→ COLLECTED MATERIAL:
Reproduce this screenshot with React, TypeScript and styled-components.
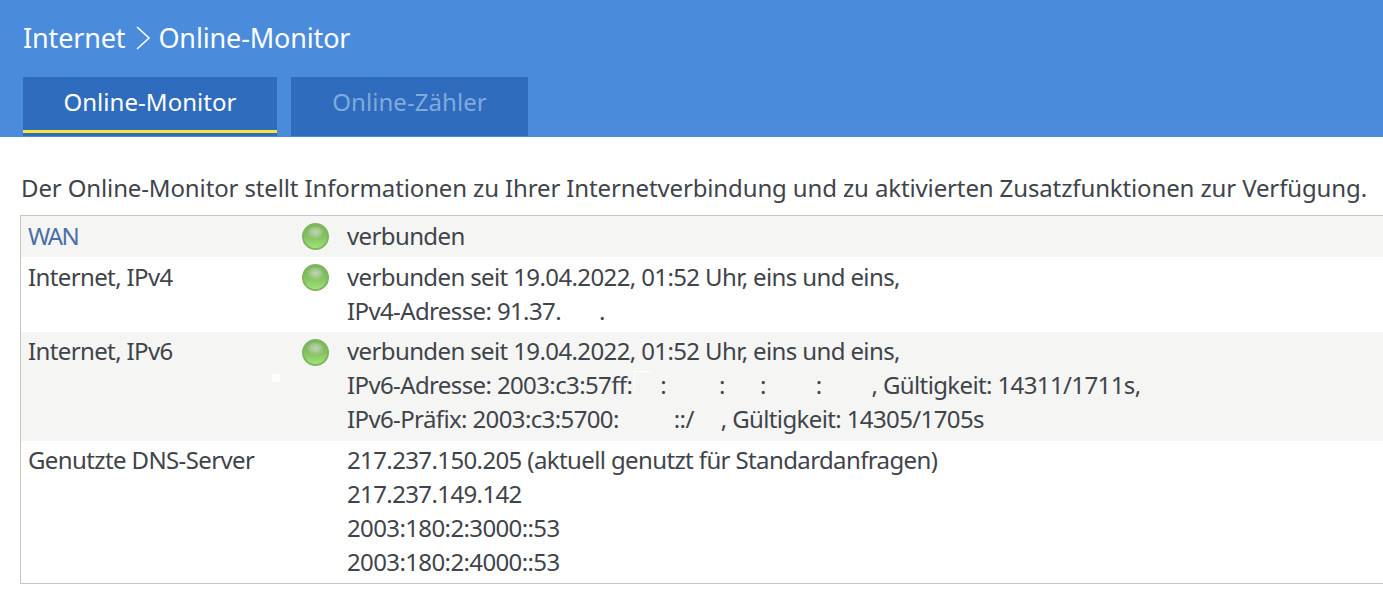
import React from "react";
import styled, { createGlobalStyle } from "styled-components";

const Global = createGlobalStyle`
  html, body { margin: 0; padding: 0; background: #fff; overflow: hidden; }
  body { font-family: "Noto Sans", "Open Sans", sans-serif; color: #3f444b; }
`;
const Header = styled.header`
  height: 137px;
  background: #4a8bdc;
  padding: 0 0 0 23px;
  box-sizing: border-box;
  display: flex;
  flex-direction: column;
`;
const Crumbs = styled.h1`
  margin: 0;
  height: 77px;
  display: flex;
  align-items: center;
  padding-bottom: 2px;
  box-sizing: border-box;
  font-size: 27px;
  font-weight: 400;
  color: #fff;
  letter-spacing: -0.15px;
`;
const Chevron = styled.svg`
  width: 16px;
  height: 26px;
  margin: 0 7px 0 10px;
`;
const Tabs = styled.nav`
  display: flex;
  gap: 14px;
`;
const Tab = styled.div<{ $active?: boolean; $w: number }>`
  width: ${(p) => p.$w}px;
  height: 59px;
  background: #2f6cbd;
  position: relative;
  display: flex;
  align-items: center;
  justify-content: center;
  padding-bottom: 10px;
  box-sizing: border-box;
  font-size: 24px;
  letter-spacing: 0.05px;
  color: ${(p) => (p.$active ? "#fff" : "#7faadd")};
  ${(p) => p.$active && `&::after { content: ""; position: absolute; left: 0; right: 0; top: 53px; height: 3px; background: #fbe634; }`}
`;
const Main = styled.main`
  padding: 34px 0 0 20px;
`;
const Intro = styled.p`
  margin: 0 0 10px 1px;
  font-size: 24px;
  line-height: 34px;
  letter-spacing: -0.13px;
  white-space: nowrap;
`;
const Table = styled.section`
  border: 1px solid #c6c6c0;
  width: 1400px;
  box-sizing: border-box;
  position: relative;
`;
const Row = styled.div<{ $shade?: boolean; $raised?: boolean }>`
  display: grid;
  grid-template-columns: 274px 45px 1fr;
  padding: ${(p) => (p.$raised ? "2px 0 5px 7px" : "3px 0 4px 7px")};
  background: ${(p) => (p.$shade ? "#f5f5f3" : "#fff")};
  font-size: 24px;
  line-height: 34px;
  letter-spacing: -0.62px;
  white-space: nowrap;
  &:last-child { padding-bottom: 4px; }
`;
const Label = styled.div<{ $link?: boolean }>`
  color: ${(p) => (p.$link ? "#4a6ea9" : "inherit")};
  ${(p) => p.$link && "letter-spacing: -1.6px;"}
`;
const Led = styled.span<{ $raised?: boolean }>`
  display: block;
  width: 27px;
  height: 27px;
  margin-top: ${(p) => (p.$raised ? 5 : 4)}px;
  border-radius: 50%;
  box-sizing: border-box;
  border: 2px solid #7fb562;
  background:
    radial-gradient(ellipse 9px 7px at 50% 32%, #bcd6ae 0, #a4c992 55%, rgba(150, 200, 125, 0) 100%),
    linear-gradient(180deg, #78b556 0, #82c25f 50%, #a0e278 100%);
`;
const Gap = styled.span<{ $w: number }>`
  display: inline-block;
  width: ${(p) => p.$w}px;
`;
const Speck = styled.span`
  position: absolute;
  left: 251px;
  top: 158px;
  width: 8px;
  height: 8px;
  background: #fff;
`;
const Smudge = styled.span`
  position: absolute;
  left: 613px;
  top: 155px;
  width: 17px;
  height: 18px;
  border-top: 1px solid #fff;
  border-left: 1px solid #fff;
`;

export default function App() {
  return (
    <>
      <Global />
      <Header>
        <Crumbs>
          Internet
          <Chevron viewBox="0 0 16 26" fill="none" stroke="#fff" strokeWidth="1.6">
            <path d="M2 2 L14 13 L2 24" />
          </Chevron>
          Online-Monitor
        </Crumbs>
        <Tabs>
          <Tab $active $w={254}>Online-Monitor</Tab>
          <Tab $w={237}>Online-Zähler</Tab>
        </Tabs>
      </Header>
      <Main>
        <Intro>Der Online-Monitor stellt Informationen zu Ihrer Internetverbindung und zu aktivierten Zusatzfunktionen zur Verfügung.</Intro>
        <Table>
          <Speck />
          <Smudge />
          <Row $shade>
            <Label $link>WAN</Label>
            <div><Led /></div>
            <div>verbunden</div>
          </Row>
          <Row>
            <Label>Internet, IPv4</Label>
            <div><Led /></div>
            <div>
              verbunden seit 19.04.2022, 01:52 Uhr, eins und eins,<br />
              IPv4-Adresse: 91.37.<Gap $w={38} />.
            </div>
          </Row>
          <Row $shade $raised>
            <Label>Internet, IPv6</Label>
            <div><Led $raised /></div>
            <div>
              verbunden seit 19.04.2022, 01:52 Uhr, eins und eins,<br />
              IPv6-Adresse: 2003:c3:57ff:<Gap $w={28} />:<Gap $w={53} />:<Gap $w={35} />:<Gap $w={50} />:<Gap $w={50} />, Gültigkeit: 14311/1711s,<br />
              IPv6-Präfix: 2003:c3:5700:<Gap $w={55} />::/<Gap $w={27} />, Gültigkeit: 14305/1705s
            </div>
          </Row>
          <Row $raised>
            <Label>Genutzte DNS-Server</Label>
            <div />
            <div>
              217.237.150.205 (aktuell genutzt für Standardanfragen)<br />
              217.237.149.142<br />
              2003:180:2:3000::53<br />
              2003:180:2:4000::53
            </div>
          </Row>
        </Table>
      </Main>
    </>
  );
}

→ SET EXERCISE: Output an exact copy of the material, with the pictures removed.

→ WRITTEN REPLY:
Reproduce this screenshot with React, TypeScript and styled-components.
import React from "react";
import styled, { createGlobalStyle } from "styled-components";

const Global = createGlobalStyle`
  html, body { margin: 0; padding: 0; background: #fff; overflow: hidden; }
  body { font-family: "Noto Sans", "Open Sans", sans-serif; color: #3f444b; }
`;
const Header = styled.header`
  height: 137px;
  background: #4a8bdc;
  padding: 0 0 0 23px;
  box-sizing: border-box;
  display: flex;
  flex-direction: column;
`;
const Crumbs = styled.h1`
  margin: 0;
  height: 77px;
  display: flex;
  align-items: center;
  padding-bottom: 2px;
  box-sizing: border-box;
  font-size: 27px;
  font-weight: 400;
  color: #fff;
  letter-spacing: -0.15px;
`;
const Chevron = styled.svg`
  width: 16px;
  height: 26px;
  margin: 0 7px 0 10px;
`;
const Tabs = styled.nav`
  display: flex;
  gap: 14px;
`;
const Tab = styled.div<{ $active?: boolean; $w: number }>`
  width: ${(p) => p.$w}px;
  height: 59px;
  background: #2f6cbd;
  position: relative;
  display: flex;
  align-items: center;
  justify-content: center;
  padding-bottom: 10px;
  box-sizing: border-box;
  font-size: 24px;
  letter-spacing: 0.05px;
  color: ${(p) => (p.$active ? "#fff" : "#7faadd")};
  ${(p) => p.$active && `&::after { content: ""; position: absolute; left: 0; right: 0; top: 53px; height: 3px; background: #fbe634; }`}
`;
const Main = styled.main`
  padding: 34px 0 0 20px;
`;
const Intro = styled.p`
  margin: 0 0 10px 1px;
  font-size: 24px;
  line-height: 34px;
  letter-spacing: -0.13px;
  white-space: nowrap;
`;
const Table = styled.section`
  border: 1px solid #c6c6c0;
  width: 1400px;
  box-sizing: border-box;
  position: relative;
`;
const Row = styled.div<{ $shade?: boolean; $raised?: boolean }>`
  display: grid;
  grid-template-columns: 274px 45px 1fr;
  padding: ${(p) => (p.$raised ? "2px 0 5px 7px" : "3px 0 4px 7px")};
  background: ${(p) => (p.$shade ? "#f5f5f3" : "#fff")};
  font-size: 24px;
  line-height: 34px;
  letter-spacing: -0.62px;
  white-space: nowrap;
  &:last-child { padding-bottom: 4px; }
`;
const Label = styled.div<{ $link?: boolean }>`
  color: ${(p) => (p.$link ? "#4a6ea9" : "inherit")};
  ${(p) => p.$link && "letter-spacing: -1.6px;"}
`;
const Led = styled.span<{ $raised?: boolean }>`
  display: block;
  width: 27px;
  height: 27px;
  margin-top: ${(p) => (p.$raised ? 5 : 4)}px;
  border-radius: 50%;
  box-sizing: border-box;
  border: 2px solid #7fb562;
  background:
    radial-gradient(ellipse 9px 7px at 50% 32%, #bcd6ae 0, #a4c992 55%, rgba(150, 200, 125, 0) 100%),
    linear-gradient(180deg, #78b556 0, #82c25f 50%, #a0e278 100%);
`;
const Gap = styled.span<{ $w: number }>`
  display: inline-block;
  width: ${(p) => p.$w}px;
`;
const Speck = styled.span`
  position: absolute;
  left: 251px;
  top: 158px;
  width: 8px;
  height: 8px;
  background: #fff;
`;
const Smudge = styled.span`
  position: absolute;
  left: 613px;
  top: 155px;
  width: 17px;
  height: 18px;
  border-top: 1px solid #fff;
  border-left: 1px solid #fff;
`;

export default function App() {
  return (
    <>
      <Global />
      <Header>
        <Crumbs>
          Internet
          <Chevron viewBox="0 0 16 26" fill="none" stroke="#fff" strokeWidth="1.6">
            <path d="M2 2 L14 13 L2 24" />
          </Chevron>
          Online-Monitor
        </Crumbs>
        <Tabs>
          <Tab $active $w={254}>Online-Monitor</Tab>
          <Tab $w={237}>Online-Zähler</Tab>
        </Tabs>
      </Header>
      <Main>
        <Intro>Der Online-Monitor stellt Informationen zu Ihrer Internetverbindung und zu aktivierten Zusatzfunktionen zur Verfügung.</Intro>
        <Table>
          <Speck />
          <Smudge />
          <Row $shade>
            <Label $link>WAN</Label>
            <div><Led /></div>
            <div>verbunden</div>
          </Row>
          <Row>
            <Label>Internet, IPv4</Label>
            <div><Led /></div>
            <div>
              verbunden seit 19.04.2022, 01:52 Uhr, eins und eins,<br />
              IPv4-Adresse: 91.37.<Gap $w={38} />.
            </div>
          </Row>
          <Row $shade $raised>
            <Label>Internet, IPv6</Label>
            <div><Led $raised /></div>
            <div>
              verbunden seit 19.04.2022, 01:52 Uhr, eins und eins,<br />
              IPv6-Adresse: 2003:c3:57ff:<Gap $w={28} />:<Gap $w={53} />:<Gap $w={35} />:<Gap $w={50} />:<Gap $w={50} />, Gültigkeit: 14311/1711s,<br />
              IPv6-Präfix: 2003:c3:5700:<Gap $w={55} />::/<Gap $w={27} />, Gültigkeit: 14305/1705s
            </div>
          </Row>
          <Row $raised>
            <Label>Genutzte DNS-Server</Label>
            <div />
            <div>
              217.237.150.205 (aktuell genutzt für Standardanfragen)<br />
              217.237.149.142<br />
              2003:180:2:3000::53<br />
              2003:180:2:4000::53
            </div>
          </Row>
        </Table>
      </Main>
    </>
  );
}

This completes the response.